Por eso Pentecostés es algo qué sucedió tan lejano a nosotros y, sin embargo, es algo que podemos sentir tan cercano al punto de llegar adentro de nuestro corazones. Pentecostés es algo que no ha dejado de suceder. Pentecostés sucedió a los apóstoles y nos sucede a nosotros. Pentecostés se realiza cada vez que nos acercamos a Dios en la oración, en los sacramentos y en nuestro modo auténtico de vivir la fe.
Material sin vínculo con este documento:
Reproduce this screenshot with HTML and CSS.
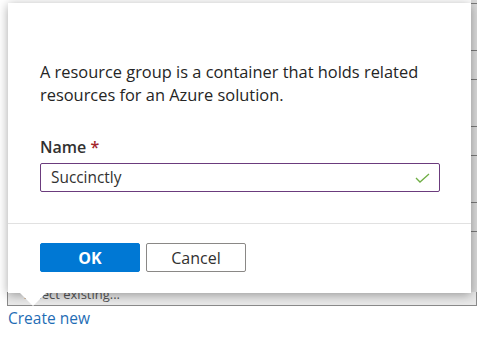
FILE: index.html
```html
<!DOCTYPE html>
<html lang="en">
<head>
    <meta charset="UTF-8">
    <title>Create resource group</title>
    <link rel="stylesheet" href="styles.css">
</head>
<body>
    <div class="page">
        <!-- form behind the callout -->
        <div class="behind">
            <div class="rows">
                <div class="row tall"></div>
                <div class="row"></div>
                <div class="row tall"></div>
                <div class="row"></div>
                <div class="row tall"></div>
                <div class="row"></div>
                <div class="row tall"></div>
            </div>
            <div class="select">Select existing...</div>
            <a class="create-link" href="#">Create new</a>
        </div>

        <!-- callout -->
        <div class="callout">
            <p class="intro">A resource group is a container that holds related resources for an Azure solution.</p>
            <label class="field-label">Name <span class="req">*</span></label>
            <div class="input">
                <span>Succinctly</span>
                <svg class="check" width="15" height="10" viewBox="0 0 15 10">
                    <path d="M1 5 L5 9 L14 1" fill="none" stroke="#6fae45" stroke-width="1.3"/>
                </svg>
            </div>
            <div class="callout-footer">
                <button class="btn btn-primary">OK</button>
                <button class="btn btn-default">Cancel</button>
            </div>
            <span class="beak"></span>
        </div>
    </div>
</body>
</html>
```

FILE: styles.css
```css
* {
    margin: 0;
    padding: 0;
    box-sizing: border-box;
}

body {
    font-family: "Open Sans", "Noto Sans", sans-serif;
    background: white;
    width: 477px;
    height: 344px;
    overflow: hidden;
}

.page {
    position: relative;
    width: 477px;
    height: 344px;
}

.behind {
    padding-left: 7px;
}

.rows {
    margin-left: 464px;
    padding-top: 3px;
    background: #dadada;
    height: 292px;
}

.row {
    height: 29px;
    border-top: 1px solid #7a7a7a;
}

.row.tall {
    height: 47px;
}

.select {
    height: 14px;
    border: 1px solid #8a8a8a;
    border-top: none;
    font-size: 13px;
    color: #555;
    padding-left: 16px;
    line-height: 4px;
    overflow: hidden;
    background: #e9e9e9;
}

.create-link {
    display: inline-block;
    margin-top: 1px;
    margin-left: 1px;
    font-size: 15.5px;
    color: #1f6db5;
    text-decoration: none;
}

.callout {
    position: absolute;
    left: 8px;
    top: 3px;
    width: 463px;
    height: 290px;
    background: white;
    box-shadow: 0 2px 10px rgba(0,0,0,0.35);
}

.intro {
    padding: 57px 32px 0 32px;
    font-size: 16.4px;
    line-height: 23px;
    color: #252525;
}

.field-label {
    display: block;
    margin: 30px 0 0 32px;
    font-size: 16px;
    font-weight: 600;
    color: #323130;
}

.req {
    color: #a4262c;
}

.input {
    display: flex;
    align-items: center;
    justify-content: space-between;
    margin: 5px 0 0 32px;
    width: 400px;
    height: 29px;
    border: 1px solid #6b3b7d;
    border-radius: 2px;
    padding: 0 9px 0 10px;
    font-size: 15.4px;
    color: #323130;
}

.callout-footer {
    margin-top: 31px;
    border-top: 1px solid #e1e1e1;
    padding: 19px 32px 0;
    display: flex;
    gap: 6px;
}

.btn {
    width: 100px;
    height: 29px;
    font-family: inherit;
    font-size: 16px;
    border-radius: 2px;
}

.btn-primary {
    background: #0078d4;
    border: 1px solid #0078d4;
    color: white;
    font-weight: 700;
}

.btn-default {
    background: white;
    border: 1px solid #8a8886;
    color: #323130;
}

.beak {
    position: absolute;
    left: 12px;
    top: 290px;
    width: 0;
    height: 0;
    border-left: 13px solid transparent;
    border-right: 13px solid transparent;
    border-top: 13px solid white;
}
```
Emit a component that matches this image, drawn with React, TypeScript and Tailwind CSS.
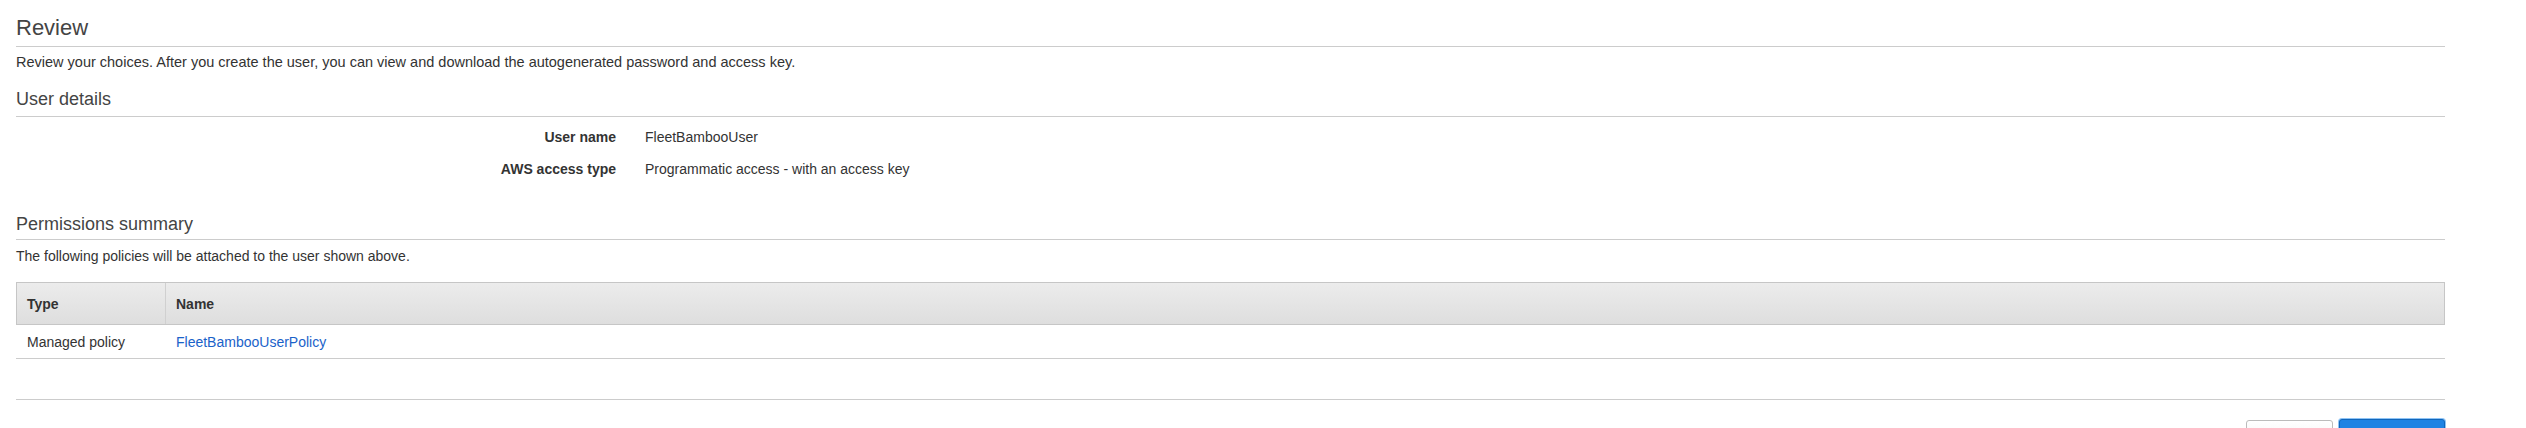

Puerto Rico necesita vivir un nuevo Pentecostés. Esta crisis económica, social y de valores no nos puede destinar a la confusión, a la depresión, al miedo, al aislamiento como vivían los apóstoles antes de Pentecostés. No fueron las armas, ni la violencia verbal, ni las maquinaciones las que impulsaron a los apóstoles a comenzar algo nuevo sino la fuerza, el poder, el ardor, el esplendor, la maravilla del Espíritu Santo. En tiempos de tanto desconsuelo, Puerto Rico necesita la irrupción del Espíritu Consolador, el Espíritu con sus dones y frutos. El Espíritu Santo nos hace empezar algo nuevo, algo que comienza desde la novedad de nosotros mismos, pues nos hace nuevos en Cristo. Pidamos hoy los dones del Espíritu Santo no solo para cada uno de nosotros, para cada hijo e hija de nuestra Patria, sino especialmente para nuestros líderes, nuestros dirigentes, economistas, acreedores y los educadores, artistas y profesionales en las comunicaciones sociales. Solo el Espíritu Santo puede iluminarnos en esta crisis y con su luz identificar soluciones dignas, justas y misericordiosas.
Oremos queridos hermanos y hermanas, como aquellos once apóstoles, junto a María, para que aquellas mismas llamaradas de fuego se posen sobre nosotros y nos hagan hablar de las grandezas de Dios no solo con nuestras palabras, sino con nuestro amor y gestos de misericordia. ¡Ven Espíritu Santo!